The second scenario is that contemplated under Order 42 Rule 35 (2).  Unlike subrule 1 of rule 35 which requires that directions must have been taken before the appeal can be sought to be dismissed, for want of prosecution.  Under subrule (2), if within one year after service of the memorandum of appeal, the appeal shall not have been set down for hearing, the registrar shall on notice to the parties list the appeal before a Judge in chambers for dismissal.

Besides the fact that the applicant had no idea what law was applicable in applying for dismissal of an appeal for want of prosecution, it is clear that directions not having been given in this appeal, coupled with my findings that the appellant has not been indolent in any way in having the appeal herein heard and determined, and the fact that it was not the court that sought to have the appeal dismissed under Order 42 rue 35 (2)  as the lower court file has not been availed despite incessant reminders to the magistrate’s court that heard and determined the case against which an appeal herein was preferred, and based on the decision in Kirinyaga General Machinery cited above whose observations I wholly concur with, it has not been shown by the applicants that they are entitled to the orders sought.

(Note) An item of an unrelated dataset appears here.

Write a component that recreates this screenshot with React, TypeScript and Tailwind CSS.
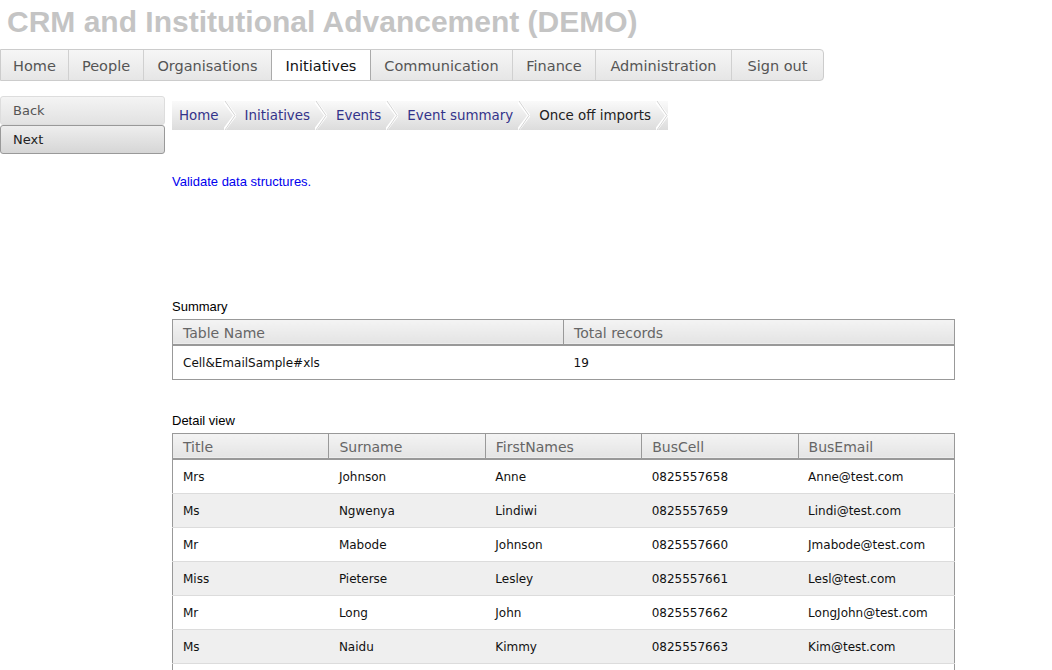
import React from "react";

const NAV: [string, number][] = [
  ["Home", 68],
  ["People", 75],
  ["Organisations", 128],
  ["Initiatives", 100],
  ["Communication", 142],
  ["Finance", 83],
  ["Administration", 136],
  ["Sign out", 91],
];
const CRUMBS = ["Home", "Initiatives", "Events", "Event summary", "Once off imports"];

const ROWS = [
  ["Mrs", "Johnson", "Anne", "0825557658", "Anne@test.com"],
  ["Ms", "Ngwenya", "Lindiwi", "0825557659", "Lindi@test.com"],
  ["Mr", "Mabode", "Johnson", "0825557660", "Jmabode@test.com"],
  ["Miss", "Pieterse", "Lesley", "0825557661", "Lesl@test.com"],
  ["Mr", "Long", "John", "0825557662", "LongJohn@test.com"],
  ["Ms", "Naidu", "Kimmy", "0825557663", "Kim@test.com"],
  ["Mr", "Smith", "Peter", "0825557664", "Peter@test.com"],
];

const verdana = "font-['DejaVu_Sans',Verdana,sans-serif]";
const arial = "font-['Liberation_Sans',Arial,sans-serif]";

function Chevron() {
  return (
    <svg width="12" height="29" viewBox="0 0 12 29" className="shrink-0">
      <path d="M0 0 L11 14.5 L0 29" fill="none" stroke="#fff" strokeWidth="3" />
      <path d="M1 0 L11 14.5 L1 29" fill="none" stroke="#d4d4d4" strokeWidth="1" />
    </svg>
  );
}

function HeaderCell({ children, last }: { children: React.ReactNode; last?: boolean }) {
  return (
    <th
      className={`h-[26px] px-[10px] pt-[3px] text-left font-normal text-[14px] text-[#666] bg-gradient-to-b from-[#f4f4f4] to-[#e4e4e4] border-b-2 border-[#999] ${last ? "" : "border-r border-r-[#999]"}`}
    >
      {children}
    </th>
  );
}

export default function App() {
  return (
    <div className={`w-[1052px] h-[670px] overflow-hidden bg-white ${arial}`}>
      <h1 className="pl-[7px] pt-[4px] h-[49px] text-[30px] leading-[36px] font-bold text-[#c4c4c4] whitespace-nowrap">
        CRM and Institutional Advancement (DEMO)
      </h1>

      {/* Main nav */}
      <div className={`flex w-[824px] h-[32px] border border-[#ccc] rounded-r-[4px] bg-gradient-to-b from-[#f6f6f6] to-[#e6e6e6] ${verdana}`}>
        {NAV.map(([n, w], i) => (
          <div
            key={n}
            style={{ width: w }}
            className={`flex items-center justify-center pt-[3px] whitespace-nowrap text-[14.5px] ${i < NAV.length - 1 ? "border-r border-[#d0d0d0]" : ""} ${n === "Initiatives" ? "bg-white text-[#111] border-l border-l-[#aaa] border-r-[#aaa] -ml-px" : "text-[#555]"}`}
          >
            {n}
          </div>
        ))}
      </div>

      <div className="flex mt-[15px]">
        {/* Back / Next */}
        <div className={`w-[165px] shrink-0 flex flex-col ${verdana}`}>
          <div className="h-[29px] pl-[12px] flex items-center text-[13px] text-[#555] border border-[#ddd] rounded-[3px] bg-gradient-to-b from-[#f4f4f4] to-[#e2e2e2]">
            Back
          </div>
          <div className="h-[29px] pl-[12px] flex items-center text-[13px] text-[#222] border border-[#999] rounded-[3px] bg-gradient-to-b from-[#eeeeee] to-[#d6d6d6]">
            Next
          </div>
        </div>

        <div className="ml-[7px] flex-1">
          {/* Breadcrumb */}
          <div className={`mt-[5px] inline-flex h-[29px] bg-gradient-to-b from-[#fafafa] to-[#dcdcdc] ${verdana}`}>
            {CRUMBS.map((c, i) => (
              <div key={c} className="flex items-center">
                <span className={`text-[13.4px] pt-[2px] whitespace-nowrap ${i === 0 ? "pl-[7px]" : "pl-[9px]"} pr-[5px] ${i === CRUMBS.length - 1 ? "text-[#222]" : "text-[#33338a]"}`}>
                  {c}
                </span>
                <Chevron />
              </div>
            ))}
          </div>

          <p className="mt-[42px] text-[13px] text-[#0000ee]">Validate data structures.</p>

          <p className="mt-[107px] text-[13px] text-black leading-[16px]">Summary</p>
          <table className={`mt-[4px] w-[783px] border-collapse border border-[#999] table-fixed ${verdana}`}>
            <thead>
              <tr>
                <HeaderCell>Table Name</HeaderCell>
                <HeaderCell last>Total records</HeaderCell>
              </tr>
            </thead>
            <tbody>
              <tr className="h-[34px]">
                <td className="px-[10px] pt-[2px] text-[12px] text-[#111]">Cell&amp;EmailSample#xls</td>
                <td className="px-[10px] pt-[2px] text-[12px] text-[#111]">19</td>
              </tr>
            </tbody>
          </table>

          <p className="mt-[33px] text-[13px] text-black leading-[16px]">Detail view</p>
          <table className={`mt-[4px] w-[783px] border-collapse border border-[#999] table-fixed ${verdana}`}>
            <thead>
              <tr>
                {["Title", "Surname", "FirstNames", "BusCell", "BusEmail"].map((h, i) => (
                  <HeaderCell key={h} last={i === 4}>{h}</HeaderCell>
                ))}
              </tr>
            </thead>
            <tbody>
              {ROWS.map((r, i) => (
                <tr key={i} className={`h-[34px] border-b border-[#dcdcdc] ${i % 2 ? "bg-[#efefef]" : "bg-white"}`}>
                  {r.map((c, j) => (
                    <td key={j} className="px-[10px] pt-[2px] text-[12px] text-[#111]">{c}</td>
                  ))}
                </tr>
              ))}
            </tbody>
          </table>
        </div>
      </div>
    </div>
  );
}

My finding is that this application is premature and misconceived and ought to be dismissed and I accordingly proceed and hereby dismiss the applicant/respondent’s application dated 26th February, 2014 with costs to the appellant.

I further direct and order that the executive officer of the Chief Magistrate’s Court, Milimani Law Courts do submit to this court the original file and all records containing CMCC NRB 2072 of 2007 within 14 days from the date of delivery of this ruling, to facilitate the preparation and hearing and determination of this appeal expeditiously.

Orders accordingly.

Dated, signed and delivered at Nairobi this 11th day of December, 2014.